Light makes might?

Last time we checked in on Thomas Mallouk’s work applying biomimicry to generate hydrogen, he was reporting about 0.3 percent efficiency. According to his projections, the proof-of-concept device for producing hydrogen using the same trick applied in plants for photosynthesis could eventually reach efficiencies of 10-15%, beating nature’s average of 1 to 3 percent. Mallouk is back at the annual meeting of the American Association for the Advancement of Science (AAAS). So what’s the news on one promising option for generating large quantities of clean fuel for combustion engines or fuel cells?

The Hardest Way to Make Fuel
Calling his process “the hardest way to make fuel,” Thomas Mallouk, Evan Pugh professor of materials chemistry and physics at Penn State, uses organic dyes to catch photons. In photosynthesis, light hits a color complex in the plant, where the energy from the light frees an electron. Both processes work a bit like those devices with five steel balls, where the leading ball is dropped, striking the other four balls. Instead of sending all four balls flying, three balls remain motionless, while the fifth ball flies off with all (OK, almost all) of the energy of the initial ball.

A photon, effectively a particle of light, hits the organic dye molecule (which we perceive as colored precisely because it reacts with light in interesting ways) and an electron flies off. If that electron can be made to strike a water molecule just right, the water will break into two parts: hydrogen and oxygen. Mallouk’s system uses an iridium oxide catalyst to help the electron do its work.

The Most Expensive Way to Make Fuel
Electrodes in the system, which help to carry the electrons to where they can break the water, must be made of extremely stable components like titanium and platinum because the reactions take place in a very aggressive environment. Oxygen atoms freed from the water are powerful “oxidizing agents.” Think of fire burning or your car rusting, but much faster. Currently, even using such high-quality components, the lifespan of Mallouk’s system is measured in hours. In nature, the proteins and complexes exposed to oxygen also suffer, but nature constantly renews these parts of its machine to maintain efficiency. So until better substitutes are found, Mallouk’s process is not only the hardest, but one of the most expensive.

Work to find more reasonably priced substitutes is ongoing at the Massachusetts Institute of Technology, Princeton, and Yale, among others. Investigations are targeting cobalt and nickel and manganese catalysts.

The Most Efficient Way to Make Fuel?
In theory, a photosynthesic process is much more efficient than catching light and turning it into electricity, for example with solar cells, before using that electricity to give water the huge energy jolt needed to force the hydrogen to leave the comfort of the water molecule. Using fossil fuels to split the water is even worse, ending up with less energy in the form of hydrogen than existed in the fuel in its original form. Benefits would be achieved only when centralized pollution controls are used, and the advantage of distributed use of the clean hydrogen fuel could be realized.
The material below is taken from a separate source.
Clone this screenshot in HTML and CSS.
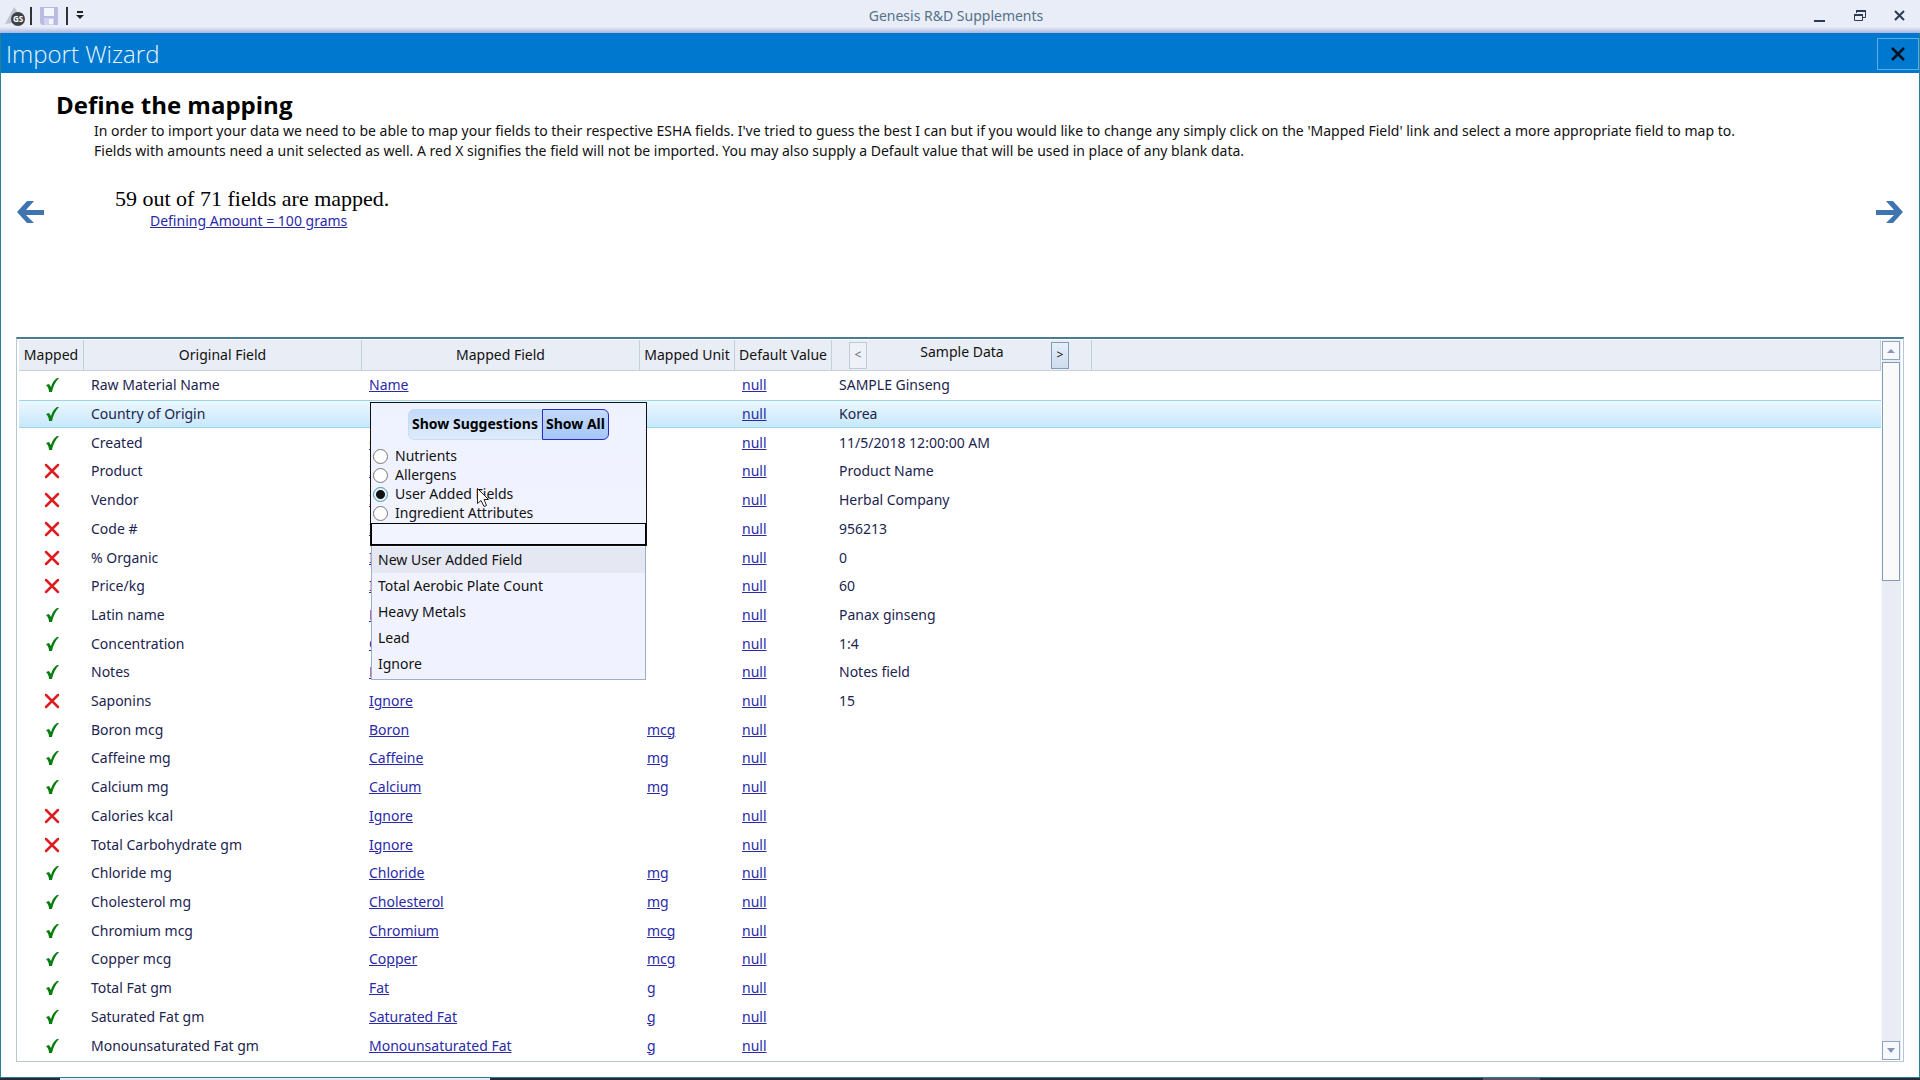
FILE: index.html
```html
<!DOCTYPE html>
<html lang="en">
<head>
<meta charset="utf-8">
<title>Genesis R&amp;D Supplements</title>
<link rel="stylesheet" href="styles.css">
</head>
<body>
<header class="titlebar">
  <div class="quick">
    <svg class="logo" width="21" height="20" viewBox="0 0 21 20" aria-hidden="true"><path d="M9 1 L14 8 L8 17 L0 18 Z" fill="#c3c5cd"/><circle cx="13" cy="13" r="7" fill="#3f4148"/><text x="13" y="16" class="logo-text" text-anchor="middle">GS</text></svg>
    <span class="sep"></span>
    <button class="plain" aria-label="Save"><svg width="18" height="18" viewBox="0 0 18 18"><path d="M0 0h18v18H2l-2-2z" fill="#b9bbe0"/><path d="M4 1h10v8H4z" fill="#f4f6fd"/><path d="M4 11h10v7H4z" fill="#cfd4ee"/><path d="M9 12h4v5H9z" fill="#f4f6fd"/></svg></button>
    <span class="sep"></span>
    <button class="plain" aria-label="Customize toolbar"><svg width="8" height="9" viewBox="0 0 8 9"><path d="M1 0h6v2H1zM0 4h8L4 8z" fill="#222"/></svg></button>
  </div>
  <h1 class="app-title">Genesis R&amp;D Supplements</h1>
  <div class="winbtns">
    <button class="plain" aria-label="Minimize"><svg width="14" height="14" viewBox="0 0 14 14"><path d="M1 11h11v2H1z" fill="#2b3a55"/></svg></button>
    <button class="plain" aria-label="Restore"><svg width="14" height="14" viewBox="0 0 14 14" fill="none" stroke="#2b3a55"><path d="M3.500 4V1.500h9v7H10" /><path d="M3 2h10" stroke-width="2"/><path d="M1.500 5.500h8v6h-8z"/><path d="M1 6h9" stroke-width="2"/></svg></button>
    <button class="plain" aria-label="Close"><svg width="14" height="14" viewBox="0 0 14 14"><path d="M2 2l9 9M11 2l-9 9" stroke="#2b3a55" stroke-width="2"/></svg></button>
  </div>
</header>
<main class="window">
  <div class="wizard-bar"><h2 class="wizard-title">Import Wizard</h2>
    <button class="wizard-close" aria-label="Close wizard"><svg width="14" height="14" viewBox="0 0 14 14"><path d="M1 1l12 12M13 1L1 13" stroke="#06121f" stroke-width="2.500"/></svg></button></div>
  <section class="intro">
    <button class="plain arrow" aria-label="Back"><svg width="28" height="22" viewBox="0 0 28 22"><path d="M0 11L10 0h7L9 9h18v5H9l8 8h-7z" fill="#3e75b0"/></svg></button>
    <div class="intro-text">
      <h3 class="heading">Define the mapping</h3>
      <p class="help">In order to import your data we need to be able to map your fields to their respective ESHA fields. I've tried to guess the best I can but if you would like to change any simply click on the 'Mapped Field' link and select a more appropriate field to map to.<br>Fields with amounts need a unit selected as well. A red X signifies the field will not be imported. You may also supply a Default value that will be used in place of any blank data.</p>
      <p class="count">59 out of 71 fields are mapped.</p>
      <a class="defining" href="#">Defining Amount = 100 grams</a>
    </div>
    <button class="plain arrow" aria-label="Next"><svg width="28" height="22" viewBox="0 0 28 22"><path d="M27 11L17 0h-7l8 9H0v5h18l-8 8h7z" fill="#3e75b0"/></svg></button>
  </section>
  <section class="grid">
    <table class="map">
      <colgroup><col class="c-mapped"><col class="c-field"><col class="c-field"><col class="c-unit"><col class="c-default"><col class="c-sample"><col></colgroup>
      <thead><tr><th>Mapped</th><th>Original Field</th><th>Mapped Field</th><th>Mapped Unit</th><th>Default Value</th>
        <th><div class="sample-head"><button class="step" disabled>&lt;</button><span class="sample-label">Sample Data</span><button class="step">&gt;</button></div></th><th></th></tr></thead>
      <tbody id="rows"></tbody>
    </table>
    <div class="scroll" aria-hidden="true">
      <button class="sb" tabindex="-1"><svg width="8" height="4" viewBox="0 0 8 4"><path d="M4 0l4 4H0z" fill="#8797b3"/></svg></button>
      <div class="thumb"></div>
      <button class="sb sb-down" tabindex="-1"><svg width="8" height="5" viewBox="0 0 8 5"><path d="M0 0h8L4 5z" fill="#8797b3"/></svg></button>
    </div>
  </section>
</main>
<footer class="taskbar"><span class="task"></span><span class="task-dim"></span></footer>
<template id="picker">
  <div class="picker">
    <div class="picker-top">
      <div class="modes"><button class="mode">Show Suggestions</button><button class="mode mode-on">Show All</button></div>
      <label class="opt"><input type="radio" name="kind">Nutrients</label>
      <label class="opt"><input type="radio" name="kind">Allergens</label>
      <label class="opt"><input type="radio" name="kind" checked>User Added Fields</label>
      <label class="opt"><input type="radio" name="kind">Ingredient Attributes</label>
      <input class="search" type="text" aria-label="Filter fields">
    </div>
    <ul class="choices"><li class="choice choice-on">New User Added Field</li><li class="choice">Total Aerobic Plate Count</li><li class="choice">Heavy Metals</li><li class="choice">Lead</li><li class="choice">Ignore</li></ul>
    <svg class="cursor" width="14" height="22" viewBox="0 0 14 22" aria-hidden="true"><path d="M1.500 1.500v15l3.500-3 3 6 2.500-1-2.500-6h4.500z" fill="#fff" stroke="#222"/></svg>
  </div>
</template>
<script src="rows.js"></script>
</body>
</html>
```
FILE: rows.js
```js
// mapped, original field, mapped field, unit, sample
const rows = [
  [1, "Raw Material Name", "Name", "", "SAMPLE Ginseng"],
  [1, "Country of Origin", "", "", "Korea"],
  [1, "Created", "Created", "", "11/5/2018 12:00:00 AM"],
  [0, "Product", "Ignore", "", "Product Name"],
  [0, "Vendor", "Ignore", "", "Herbal Company"],
  [0, "Code #", "Ignore", "", "956213"],
  [0, "% Organic", "Ignore", "", "0"],
  [0, "Price/kg", "Ignore", "", "60"],
  [1, "Latin name", "Latin name", "", "Panax ginseng"],
  [1, "Concentration", "Concentration", "", "1:4"],
  [1, "Notes", "Notes", "", "Notes field"],
  [0, "Saponins", "Ignore", "", "15"],
  [1, "Boron mcg", "Boron", "mcg", ""],
  [1, "Caffeine mg", "Caffeine", "mg", ""],
  [1, "Calcium mg", "Calcium", "mg", ""],
  [0, "Calories kcal", "Ignore", "", ""],
  [0, "Total Carbohydrate gm", "Ignore", "", ""],
  [1, "Chloride mg", "Chloride", "mg", ""],
  [1, "Cholesterol mg", "Cholesterol", "mg", ""],
  [1, "Chromium mcg", "Chromium", "mcg", ""],
  [1, "Copper mcg", "Copper", "mcg", ""],
  [1, "Total Fat gm", "Fat", "g", ""],
  [1, "Saturated Fat gm", "Saturated Fat", "g", ""],
  [1, "Monounsaturated Fat gm", "Monounsaturated Fat", "g", ""]
];
const yes = '<svg class="mark" width="14" height="16" viewBox="0 0 14 16" role="img" aria-label="Mapped"><path d="M1 8l3-1 2 3C7 6 9 3 12 1l2 0C10 5 8 10 7 15H4C4 12 3 10 1 8z" fill="#0a7d12"/></svg>';
const no = '<svg class="mark" width="16" height="16" viewBox="0 0 16 16" role="img" aria-label="Not mapped"><path d="M2 2l12 12M14 2L2 14" stroke="#dc1e22" stroke-width="2.500" stroke-linecap="round"/></svg>';
const link = t => t ? `<a href="#">${t}</a>` : "";
document.getElementById("rows").innerHTML = rows.map((r, i) =>
  `<tr${i === 1 ? ' class="selected"' : ""}><td class="mark-cell">${r[0] ? yes : no}</td><td>${r[1]}</td><td>${link(r[2])}</td><td>${link(r[3])}</td><td>${link("null")}</td><td colspan="2">${r[4]}</td></tr>`).join("");
document.querySelector(".selected").children[2].append(document.getElementById("picker").content.cloneNode(true));
```
FILE: styles.css
```css
* { box-sizing: border-box; }
html, body { height: 100%; }
body { margin: 0; display: flex; flex-direction: column; min-height: 100vh; font-family: "Noto Sans", sans-serif; font-size: 14px; line-height: 20px; color: #111; background: #fff; }
h1, h2, h3, p, ul { margin: 0; padding: 0; font-weight: 400; }
button, input { font: inherit; color: inherit; margin: 0; }
.plain { border: 0; padding: 0; background: none; display: flex; align-items: center; justify-content: center; }
a { color: #2a2aa8; }

.titlebar { height: 33px; flex: none; display: grid; grid-template-columns: 1fr auto 1fr; align-items: center; padding: 0 13px 2px 5px; background: linear-gradient(#e9edf7 27px, #aab4dc 33px); }
.quick { display: flex; align-items: center; gap: 4px; }
.quick .sep { width: 2px; height: 18px; background: #333; }
.logo-text { font-family: "Open Sans", sans-serif; font-size: 8px; font-weight: 700; fill: #fff; }
.quick .plain { padding: 0 4px; }
.app-title { font-size: 14px; color: #55718a; }
.winbtns { display: flex; justify-content: flex-end; gap: 26px; }

.window { flex: 1; display: flex; flex-direction: column; border: 1px solid #2a7f98; border-top: 0; min-height: 0; }
.wizard-bar { height: 40px; flex: none; display: flex; align-items: center; justify-content: space-between; background: #0078cf; padding: 2px 0 0 5px; }
.wizard-title { font-family: "Open Sans", sans-serif; font-size: 24px; line-height: 32px; font-weight: 300; color: #e8f6ff; }
.wizard-close { width: 42px; height: 32px; padding: 0; border: 1px solid #59aee6; background: none; display: flex; align-items: center; justify-content: center; }

.intro { height: 264px; flex: none; display: flex; padding: 16px 15px 0 16px; }
.arrow { width: 28px; height: 246px; flex: none; }
.intro-text { flex: 1; padding-left: 11px; }
.heading { font-family: "Open Sans", sans-serif; font-size: 24px; line-height: 32px; font-weight: 700; color: #000; }
.help { padding-left: 38px; white-space: nowrap; }
.count { padding: 26px 0 0 59px; font-family: "Liberation Serif", serif; font-size: 22px; line-height: 24px; color: #000; }
.defining { display: inline-block; margin-left: 94px; }

.grid { flex: 1; margin: 0 15px 15px; display: flex; min-height: 0; border: 1px solid #b5c8d4; border-top: 2px solid #4b7d90; padding: 1px 2px; }
.map { flex: 1; height: 100%; table-layout: fixed; border-collapse: separate; border-spacing: 0; color: #1c2450; }
.c-mapped { width: 65px; }
.c-field { width: 278px; }
.c-unit { width: 95px; }
.c-default { width: 97px; }
.c-sample { width: 260px; }
.map th { height: 31px; padding: 0; font-weight: 400; color: #111; background: #e9edf5; border-right: 1px solid #c3d0dc; border-bottom: 1px solid #c9ced8; white-space: nowrap; }
.map td { padding: 0 7px; white-space: nowrap; border: solid transparent; border-width: 1px 0; }
.map .mark-cell { padding: 0; text-align: center; }
.mark { display: block; margin: 0 auto; }
.selected td { position: relative; background: linear-gradient(#ecf8fe, #c6e7fb) border-box; border-color: #9fd3e6; }
.sample-head { display: flex; align-items: center; justify-content: space-between; padding: 0 22px 0 17px; }
.sample-label { padding: 0 0 6px 6px; }
.step { width: 18px; height: 27px; padding: 0; font-size: 12px; border: 1px solid #7f9db9; background: linear-gradient(#e6eefa, #cddcee); }
.step:disabled { border-color: #c0cbd9; background: #eef2f8; color: #667; }

.scroll { width: 20px; flex: none; display: flex; flex-direction: column; gap: 2px; padding-top: 1px; background: #e9ecf5; border-left: 1px solid #f5f7fb; }
.sb { width: 18px; height: 19px; padding: 0; border: 1px solid #8fa5bd; background: #f6f8fc; display: flex; align-items: center; justify-content: center; }
.sb-down { margin-top: auto; }
.thumb { width: 18px; height: 219px; border: 1px solid #7f9db9; background: #fafafb; }

.picker { position: absolute; z-index: 2; left: 8px; top: 1px; width: 277px; color: #111; }
.picker-top { border: 1px solid #111; background: linear-gradient(#eef2ff, #f2f4ff); }
.modes { display: flex; justify-content: center; padding: 6px 0 7px; }
.mode { height: 31px; padding: 0 3px; border: 1px solid #c9dcf6; border-radius: 6px 0 0 6px; background: linear-gradient(#c3dafa, #dfebfc); font-weight: 700; font-size: 14px; color: #000; }
.mode-on { border-color: #2a2ac8; border-radius: 0 6px 6px 0; background: linear-gradient(#c3dafa, #a5c6f8); }
.opt { display: flex; align-items: center; gap: 7px; height: 19px; padding-left: 2px; }
.opt input { appearance: none; width: 15px; height: 15px; border: 1px solid #777; border-radius: 50%; background: #fff; }
.opt input:checked { border-color: #4f93a8; background: radial-gradient(circle, #111 4px, #e4f1f8 5px); }
.search { display: block; width: 100%; height: 22px; border: 1px solid #000; background: #f2f4ff; outline: 0; }
.choices { list-style: none; margin: 0 1px; padding: 1px 0 2px; border: 1px solid #9ab0cc; border-top: 0; background: #f0f3ff; }
.choice { height: 26px; line-height: 26px; padding-left: 6px; }
.choice-on { background: #e5e8f3; }
.cursor { position: absolute; left: 106px; top: 85px; }

.taskbar { height: 2px; flex: none; background: #232b38; display: flex; justify-content: space-between; padding: 0 380px 0 60px; }
.task { width: 430px; background: #e9edf3; }
.task-dim { width: 57px; background: #5a5062; }
```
“Currently, we are getting only 2 to 3 percent yield of hydrogen,” Mallouk told attendees at the AAAS meeting, according to the Penn State press release. “For systems like this to be useful, we will need to get closer to 100 percent,” he added.

Options to improve the efficiency focus on understanding the details of each step in the process. One major loss of efficiency is due to the electrons recombining. Nature minimizes this loss by controlling the process speeds so that an electron is always in the right place at the right time to be used by oxygen-evolving complexes. After defining the kinetics (speeds of reactions), Mallouk can use computer modelling to test hypothesis about optimizing the process.

Other options to increase efficiency include using the full spectrum of light energy, instead of using only the blue light as is.